Но тем не менее то, что получилось у Брусникиной, я не мог смотреть без раздражения (вокруг все, конечно, упивались восторгом, это понятно; что не мешало бабке Майе вслух разговаривать с бабкой Дорой, а рыжей Люде по обыкновению выползти поближе к гардеробу не дожидаясь конца представления — но именно они составляют актив целевой аудитории спектакля, нечего делать, надо терпеть). Брусникина практически ничего от себя не добавляет, не дописывает — разве что междометия. Это фактически не постановка, но аранжировка, оркестровка. И все же она обошлась «Ладой» Кибирова примерно как режиссеры телеверсии «Золотого граммофона-2008» с диалогом Лолиты и вручавшего ей статуэтку за песню «Ориентация — север» Чилингарова. На поздравление Чилингарова с «правильной ориентацией» Лолита со сцены ответила: «Абсолютно, я гей», а в телеверсии прошло — «Абсолютно».

Импульсивного Жору в «Ладе» называют «стихийным постмодернистом» — он постоянно жонглирует цитатами. Но Кибиров-то — не стихийный «жонглер», у него одно к другому ладно присобачено. А Брусникина выбирает из сложного — что попроще, из многосоставного — что поближе. Изощренная интонация авторского голоса, который в первоисточнике служит контрапунктом наивности линейного нарратива, в спектакле среди дружного хора практически потеряна, не слышна. Зато слышны ретро-шлягеры, которые артисты распевают с удовольствием под баян, а публика с удовольствием узнает. Самое обидное, что эти песенки в первоисточнике действительно присутствуют — наряду со всем остальным.
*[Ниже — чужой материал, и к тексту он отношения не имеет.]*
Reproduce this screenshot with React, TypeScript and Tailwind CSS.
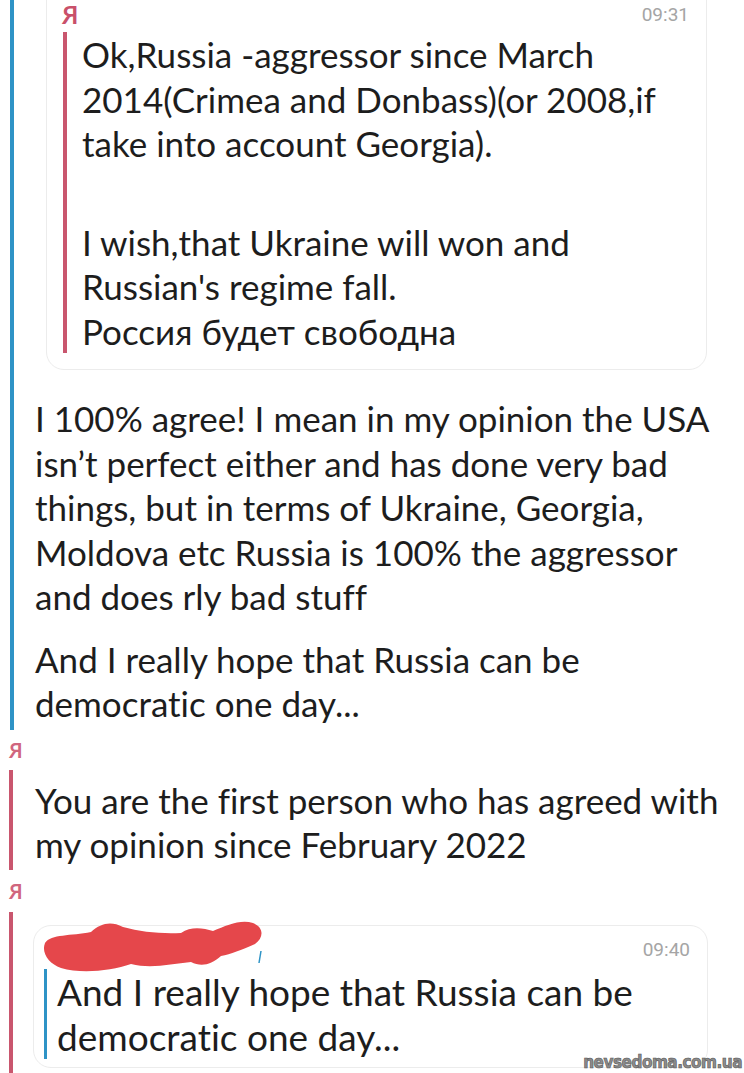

Но вот как раз «все остальное», богатую (я бы не сказал, что сложную — не Набоков же) полифонию постмодернистского микса, концептуальные для понимания, о чем вообще и зачем (и для кого, если считать, что писатель сочиняет «для кого-то», а не для самого произведения) написана «Лада», Брусникина чистосердечно игнорирует, цепляясь за общедоступные и удобопонятные «старые песни о главном», выстраивая всю архитектонику спектакля на них, с вызываемым ими ностальгическим умилением пересказывая простенький сюжет на вульгарный «асадовский» (ассоциация взята из кибировского текста) лад.

Получается «красивая» и «добрая» побасенка в духе «пионерских» книжек а ля Юрий Коваль, выходивших в серии «пою мое отечество» (неплохих, я не говорю, что плохих, просто это совсем другие книжки), в лучем случае — нечто, напоминающее «Чонкина» Войновича, разыгранного в формате ярмарочного балагана, с песнями и плясками — «прекрасное далеко», в общем. Издевательский авторский жанровый подзаголовок «Хроника верной и счастливой любви» (также, как и основное заглавие, отсылающий к Набокову: «Ада, или радости страсти» — это ведь номинально «семейная хроника») выдается за чистую монету.

Думаю, Брусникина, слишком много работающая с очень разным литературным материалом, не может быть совсем уж глухой и слепой к индивидуальному стилю того или иного автора. Нет, она последовательно отстаивает свое «реалистическое видение» (еще одна формулировка непосредственно из Кибирова) постмодернисткой литературы, ее выбор в пользу умильной добринки, отвергающий интеллектуальную иронию — сознательная, принципиальная, мировоззренческая позиция. Исходя из которой, возьмись Брусникина хоть за «Муму», хоть за «Верного Руслана» — все равно у нее получится идилическое кабаре-ностальжи о добрых собаках, красивых людях и прекрасных временах. Лично я для себя в этом никакой радости не нахожу.